Working papers

[Job Market Paper] 

with Diego Ramos-Toro

This paper studies the role of compulsory military service in the process of nation-building. We pair original survey data covering 29 cohorts of conscripts in Argentina with random variation in service emerging from a lottery. We find that military service leads to stronger national identity and better attitudes toward fellow countrymen several decades after serving. We document complementary mechanisms that explain these patterns: First, using natural language processing techniques on open-ended responses, we find suggestive evidence that social integration and national attachment were actively inculcated during service. In line with value transmission, former conscripts also tend to adopt the ideology of the government under which they served. Second, exposure to diverse peers and developing a more diverse social network reinforce the baseline patterns. We find no evidence that these results materialize through other mechanisms, such as conflict exposure, labor market outcomes, religiosity, or family formation. Taken together, these results show that conscription can effectively contribute to nation-building.


Bravo Center Graduate Student Working Paper #2022-003 

This paper explores the impact of football rivalries on social cohesion in Latin America. These rivalries create intracommunity divisions that are orthogonal to other cleavages such as socioeconomic status or ethnicity. This context provides the opportunity to study whether salient events that involve opposing groups within a community can improve social outcomes. Exploiting quasi-experimental variation in the timing of football matches and public opinion surveys across eleven countries and twenty rivalries, I find that social cohesion tends to improve in the days after a match, except when players behave violently or unethically. Effects are broadly shared by everyone, not just football fans, and are not explained by changes in insecurity or a generalized better mood. Taken together, these findings show that certain divisive events can improve the cohesiveness of a community, especially when mediated by the good behavior of role models.


Work in progress

with Pablo Balán

This project studies the role of narratives in entrepreneurship. Specifically, we advance the hypothesis that entrepreneurs use narratives —stories about their companies— as a market strategy to attract customers with specific identities or values. We leverage data on 25,000 online entrepreneurs in Latin America and observe that developing a narrative is associated with 11% higher sales, even after controlling for a large set of covariates. We implement natural language processing tools on the narratives developed by 5,000 firms and find evidence consistent with social image signaling. We test heterogeneous effects and obtain that the association is stronger among younger firms, which is consistent with narratives and reputation being strategic substitutes. We are currently working on additional analyses, including two experiments (one with entrepreneurs and one with consumers). 

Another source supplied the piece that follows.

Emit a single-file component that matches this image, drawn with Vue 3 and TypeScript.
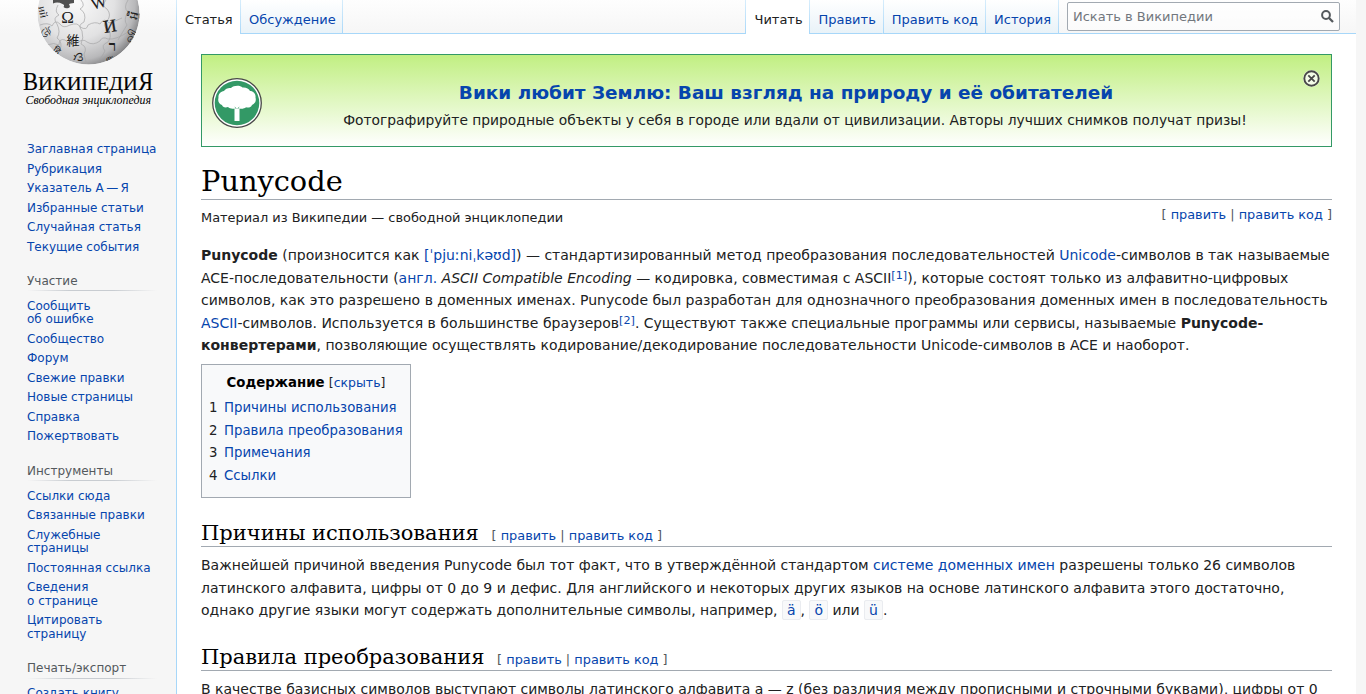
<script setup lang="ts">
interface NavGroup { title: string; items: string[][] }

const groups: NavGroup[] = [
  { title: '', items: [['Заглавная страница'], ['Рубрикация'], ['Указатель А\u2009—\u2009Я'], ['Избранные статьи'], ['Случайная статья'], ['Текущие события']] },
  { title: 'Участие', items: [['Сообщить', 'об ошибке'], ['Сообщество'], ['Форум'], ['Свежие правки'], ['Новые страницы'], ['Справка'], ['Пожертвовать']] },
  { title: 'Инструменты', items: [['Ссылки сюда'], ['Связанные правки'], ['Служебные', 'страницы'], ['Постоянная ссылка'], ['Сведения', 'о странице'], ['Цитировать', 'страницу']] },
  { title: 'Печать/экспорт', items: [['Создать книгу']] },
]
const toc: string[] = ['Причины использования', 'Правила преобразования', 'Примечания', 'Ссылки']
const views: string[] = ['Править', 'Править код', 'История']
</script>

<template>
  <div class="page">
    <aside class="side">
      <svg class="logo" width="160" height="112" viewBox="0 0 160 112">
        <defs>
          <radialGradient id="globe" cx="0.38" cy="0.38" r="0.68">
            <stop offset="0" stop-color="#fafafa" />
            <stop offset="0.55" stop-color="#e2e2e3" />
            <stop offset="0.85" stop-color="#b8b8ba" />
            <stop offset="1" stop-color="#7c7c7e" />
          </radialGradient>
          <clipPath id="ball"><circle cx="80.5" cy="13.5" r="51" /></clipPath>
        </defs>
        <g clip-path="url(#ball)">
          <circle cx="80.5" cy="13.5" r="51" fill="url(#globe)" />
          <path d="M45 0h21v3q-4 0-5 1.500 2 2.500-.5 3.500-3 1-5-1 1.500-2-1-3-5-2.500-9.500-.5z" fill="#505050" />
          <g fill="none" stroke="#a6a6a8" stroke-width=".7">
            <path d="M32 25q8-3 12 1 3-7 8-2 3 5 10 1 8-3 10 2 7 4 8-2 7-4 12-1 4-7 9-1 7-2 13-5" />
            <path d="M39 45q7-3 12 0 0-7 6-5 4 5 12 3 6-5 10-1 6 4 13-1 2-5 8-2 8 1 20-7" />
            <path d="M50 5q-4 7 1 10-7 3-2 9 4 8 0 14 6 4 3 12M73 0q5 6-1 9 7 4 4 13-7 3-2 9 2 7-1 13 7 3 3 10 1 6 3 10M98 0q-5 6 1 9 5 6 0 12-6 5 2 9 3 7-1 12-8 3-3 9-3 7-7 9M120 0q-5 8 0 12-5 8-1 13-5 8-9 15" />
          </g>
          <g fill="#202020" class="glyphs" text-anchor="middle">
            <text x="59.5" y="23" font-size="17">Ω</text>
            <text x="91" y="8" font-size="17" transform="rotate(-15 91 3)">W</text>
            <text x="102" y="32" font-size="18" stroke="#202020" stroke-width=".3" transform="rotate(-9 102 26)">И</text>
            <text x="65" y="44.5" font-size="13">維</text>
            <text x="104.5" y="51" font-size="15" font-weight="bold">ר</text>
            <text x="35.5" y="16" font-size="11" transform="rotate(78 35.5 12)">ий</text>
            <text x="37" y="37" font-size="12" transform="rotate(60 37 33)">উ</text>
            <text x="49" y="54" font-size="9" transform="rotate(38 49 51)">हि</text>
            <text x="72" y="61" font-size="12" transform="rotate(80 72 57)">ღ</text>
            <text x="126" y="19" font-size="12" transform="rotate(-78 126 15)">អ្វី</text>
            <text x="123" y="40" font-size="12" transform="rotate(-58 123 36)">வி</text>
            <text x="101" y="61" font-size="8" transform="rotate(-25 101 58)">ው</text>
          </g>
        </g>
        <g class="word">
          <text x="15" y="89.5" font-size="26" textLength="15" lengthAdjust="spacingAndGlyphs">В</text>
          <text x="30" y="89.5" font-size="19.5" textLength="100" lengthAdjust="spacingAndGlyphs">ИКИПЕДИ</text>
          <text x="130.500" y="89.5" font-size="26" textLength="14.500" lengthAdjust="spacingAndGlyphs">Я</text>
          <text class="tagline" x="17.5" y="104" font-size="12" font-style="italic" textLength="125.5" lengthAdjust="spacingAndGlyphs">Свободная энциклопедия</text>
        </g>
      </svg>
      <nav v-for="g in groups" :key="g.title" class="portal">
        <h3 v-if="g.title">{{ g.title }}</h3>
        <ul>
          <li v-for="it in g.items" :key="it[0]"><a><span v-for="l in it" :key="l">{{ l }}</span></a></li>
        </ul>
      </nav>
    </aside>

    <div class="main">
      <header class="head">
        <div class="tab on first"><span>Статья</span></div>
        <div class="tab talk"><a>Обсуждение</a></div>
        <div class="gap"></div>
        <div class="tab on read"><span>Читать</span></div>
        <div v-for="v in views" :key="v" class="tab"><a>{{ v }}</a></div>
        <div class="search">
          <span>Искать в Википедии</span>
          <svg width="13" height="13" viewBox="0 0 13 13"><circle cx="5" cy="5" r="3.9" fill="none" stroke="#54595d" stroke-width="2" /><path d="M7.8 7.8L12 12" stroke="#54595d" stroke-width="2.3" /></svg>
        </div>
      </header>

      <main class="content">
        <section class="banner">
          <svg class="tree" width="50" height="50" viewBox="0 0 50 50">
            <circle cx="25" cy="25" r="24.3" fill="#fff" stroke="#484848" stroke-width="1.3" />
            <circle cx="25" cy="25" r="22.3" fill="#339966" />
            <path d="M22.500 43V30.500C20 31 17.500 30.500 16 29 13 30 10.500 29 10 27 7 26 5.500 22.500 6.500 20 6 16 8.500 13.500 12 13 13.500 10.500 16.500 9.500 19 10 21.500 7.500 28 7 30.500 9.500 33.500 9 37 10.500 38 13 41.500 13 44 16 43.500 19.500 44.500 23 43 26 40 27 39 29.500 36 30 34 29.200 32.500 30.500 30 31 27.500 30.500V43z" fill="#fff" />
            <path d="M22.800 29.200q1 .5 1.300 1.500M27.200 29.200q-1 .5-1.300 1.500" fill="none" stroke="#339966" stroke-width=".9" />
          </svg>
          <div class="btext">
            <a>Вики любит Землю: Ваш взгляд на природу и её обитателей</a>
            <p>Фотографируйте природные объекты у себя в городе или вдали от цивилизации. Авторы лучших снимков получат призы!</p>
          </div>
          <svg class="close" width="17" height="17" viewBox="0 0 17 17"><circle cx="8.5" cy="8.5" r="8.5" fill="#fff" fill-opacity=".75" /><circle cx="8.5" cy="8.5" r="7.200" fill="none" stroke="#484848" stroke-width="1.900" /><path d="M5.300 5.300l6.400 6.400M11.700 5.300l-6.400 6.400" stroke="#484848" stroke-width="1.800" /></svg>
        </section>

        <h1>Punycode</h1>
        <div class="subrow">
          <div class="sub">Материал из Википедии — свободной энциклопедии</div>
          <div class="edit">[ <a>править</a> | <a>править код</a> ]</div>
        </div>

        <p class="lead"><b>Punycode</b> (произносится как <a>[ˈpjuːniˌkəʊd]</a>) — стандартизированный метод преобразования последовательностей <a>Unicode</a>-символов в так называемые<br />ACE-последовательности (<a>англ.</a> <i>ASCII Compatible Encoding</i> — кодировка, совместимая с ASCII<sup><a>[1]</a></sup>), которые состоят только из алфавитно-цифровых<br />символов, как это разрешено в доменных именах. Punycode был разработан для однозначного преобразования доменных имен в последовательность<br /><a>ASCII</a>-символов. Используется в большинстве браузеров<sup><a>[2]</a></sup>. Существуют также специальные программы или сервисы, называемые <b>Punycode-</b><br /><b>конвертерами</b>, позволяющие осуществлять кодирование/декодирование последовательности Unicode-символов в ACE и наоборот.</p>

        <div class="toc">
          <div class="toctitle"><b>Содержание</b> <span>[<a>скрыть</a>]</span></div>
          <ul>
            <li v-for="(t, i) in toc" :key="t"><span>{{ i + 1 }}</span><a>{{ t }}</a></li>
          </ul>
        </div>

        <h2>Причины использования <span class="edit">[ <a>править</a> | <a>править код</a> ]</span></h2>
        <p>Важнейшей причиной введения Punycode был тот факт, что в утверждённой стандартом <a>системе доменных имен</a> разрешены только 26 символов<br />латинского алфавита, цифры от 0 до 9 и дефис. Для английского и некоторых других языков на основе латинского алфавита этого достаточно,<br />однако другие языки могут содержать дополнительные символы, например, <code>ä</code>, <code>ö</code> или <code>ü</code>.</p>
        <h2>Правила преобразования <span class="edit">[ <a>править</a> | <a>править код</a> ]</span></h2>
        <p>В качестве базисных символов выступают символы латинского алфавита a — z (без различия между прописными и строчными буквами), цифры от 0</p>
      </main>
    </div>
  </div>
</template>

<style>
body { margin: 0; overflow: hidden; background: #f6f6f6; }
</style>
<style scoped>
.page { display: flex; width: 1356px; height: 694px; overflow: hidden; font-family: "DejaVu Sans", sans-serif; color: #202122; background: linear-gradient(#fff -6px, #f6f6f6 34px); }
a { color: #0645ad; }
ul { list-style: none; margin: 0; padding: 0; }
.side { width: 176px; flex: none; }
.logo { display: block; margin: 0 0 28.3px 8px; }
.glyphs { font-family: "Liberation Serif", "Noto Sans CJK JP", "DejaVu Sans", serif; }
.word { font-family: "Liberation Serif", serif; fill: #000; stroke: #000; stroke-width: .15px; }
.tagline { stroke: none; }
.portal { margin-left: 27px; width: 140px; font-size: 12px; line-height: 13.5px; }
.portal:nth-of-type(2) { margin-top: -.4px; }
.portal h3 { margin: 0 0 5.7px; padding: 17.7px 0 3.1px; height: 13.5px; width: 130px; font-size: 12px; font-weight: 400; color: #54595d; background: linear-gradient(to right, rgba(200,204,209,0), #c8ccd1 33%, #c8ccd1 66%, rgba(200,204,209,0)) bottom / 100% 1px no-repeat; }
.portal li { padding: 3px 0; white-space: nowrap; }
.portal li span { display: block; }
.main { flex: 1; display: flex; flex-direction: column; }
.head { height: 34px; box-sizing: border-box; display: flex; background: linear-gradient(#a7d7f9, #a7d7f9) bottom / 100% 1px no-repeat; font-size: 13px; }
.tab { box-sizing: border-box; height: 34px; padding: 12px 7px 0 8px; line-height: 16px; white-space: nowrap; border-right: 1px solid; border-image: linear-gradient(#d9eefc, #a7d7f9) 1; border-width: 0 1px 0 0; background: linear-gradient(#a7d7f9, #a7d7f9) bottom / 100% 1px no-repeat, linear-gradient(#fff, #e8f2f8); }
.tab.on { background: #fff; }
.tab.first { width: 65px; padding-left: 8px; border-left: 1px solid #a7d7f9; border-width: 0 1px 0 1px; }
.tab.talk { width: 102px; }
.gap { flex: 1; }
.tab.read { width: 65px; border-style: solid; border-width: 0 1px; }
.search { box-sizing: border-box; width: 273px; height: 29px; margin: 2px 16px 0 8px; padding: 0 5px; border: 1px solid #a2a9b1; border-radius: 2px; background: rgba(255,255,255,.5); display: flex; align-items: center; justify-content: space-between; color: #72777d; }
.content { flex: 1; background: #fff; border-left: 1px solid #a7d7f9; padding: 20px 24px 0; font-size: 14px; line-height: 22.4px; white-space: nowrap; }
.banner { position: relative; box-sizing: border-box; height: 93px; border: 1px solid #339966; background: linear-gradient(#c1ef82, #fff); display: flex; align-items: center; padding: 5px 5px 0 10px; }
.tree { flex: none; }
.btext { flex: 1; text-align: center; padding: 3px 0 0 2px; }
.btext a { display: block; font-size: 18.45px; font-weight: 700; line-height: 29px; margin-right: 18px; }
.banner p { margin: 1.5px 0 0; font-size: 13.83px; }
.close { position: absolute; top: 15px; right: 11px; }
h1, h2 { font-family: "DejaVu Serif", serif; font-weight: 400; color: #000; border-bottom: 1px solid #a2a9b1; margin: 0; }
h1 { font-size: 28.8px; line-height: 36px; padding-top: 1.44px; margin: 15px 0 7.2px; }
h2 { font-size: 21px; line-height: 26px; padding-top: 1.3px; margin-top: 21px; }
.subrow { display: flex; justify-content: space-between; height: 29.7px; }
.sub { font-size: 12.92px; line-height: 20.6px; }
.edit { font-family: "DejaVu Sans", sans-serif; font-size: 12.88px; color: #54595d; line-height: 14px; }
h2 .edit { margin-left: 6px; }
p { margin: 7px 0; }
sup { font-size: 11.200px; line-height: 1; vertical-align: 4px; }
.toc { box-sizing: border-box; width: 210px; height: 134px; margin-top: 7.7px; padding: 7px; border: 1px solid #a2a9b1; background: #f8f9fa; font-size: 13.3px; line-height: 21.3px; }
.toctitle { text-align: center; color: #000; }
.toctitle span { font-size: 12.500px; color: #202122; }
.toc ul { margin-top: 4px; }
.toc li { display: flex; gap: 6.5px; height: 22.5px; }
code { font-family: "DejaVu Sans", sans-serif; color: #0645ad; background: #f8f9fa; border: 1px solid #eaecf0; border-radius: 2px; padding: 1px 4px; }
</style>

This paper studies a cheap and scalable intervention targeting micro-entrepreneurs in developing countries, with the objective of improving their performance in advance of a major business opportunity. I leverage data on nearly 15,000 online entrepreneurs in Latin America and test whether two types of communications sent before Black Friday (BF) can lead to higher sales. One communication involved a simple reminder that BF was approaching and a nudge to plan their discount strategy and advertise it on social media. The other communication additionally included information on a relatively sophisticated pricing strategy—the loss-leader approach. I find that receiving any of the communications increased sales by 4% during the two weeks leading up to BF, but had no impact on BF or thereafter. I find no statistical differences in effects across communications and no evidence that receiving information on the loss-leader strategy led to its adoption. I explore different mechanisms and observe that the intervention led to better planning in terms of stock management and advertising. Exploiting data at the product-variant level, I find that treated entrepreneurs tend to increase the number of product-variants offered in advance of BF. Moreover, using web-scraped data on Instagram activity, I also observe that, during the days before BF, treated entrepreneurs substitute generic content with advertising discounts. Taken together, these results show that a simple intervention reminding entrepreneurs of a business opportunity and nudging them to engage can result in better planning, ultimately leading to better performance.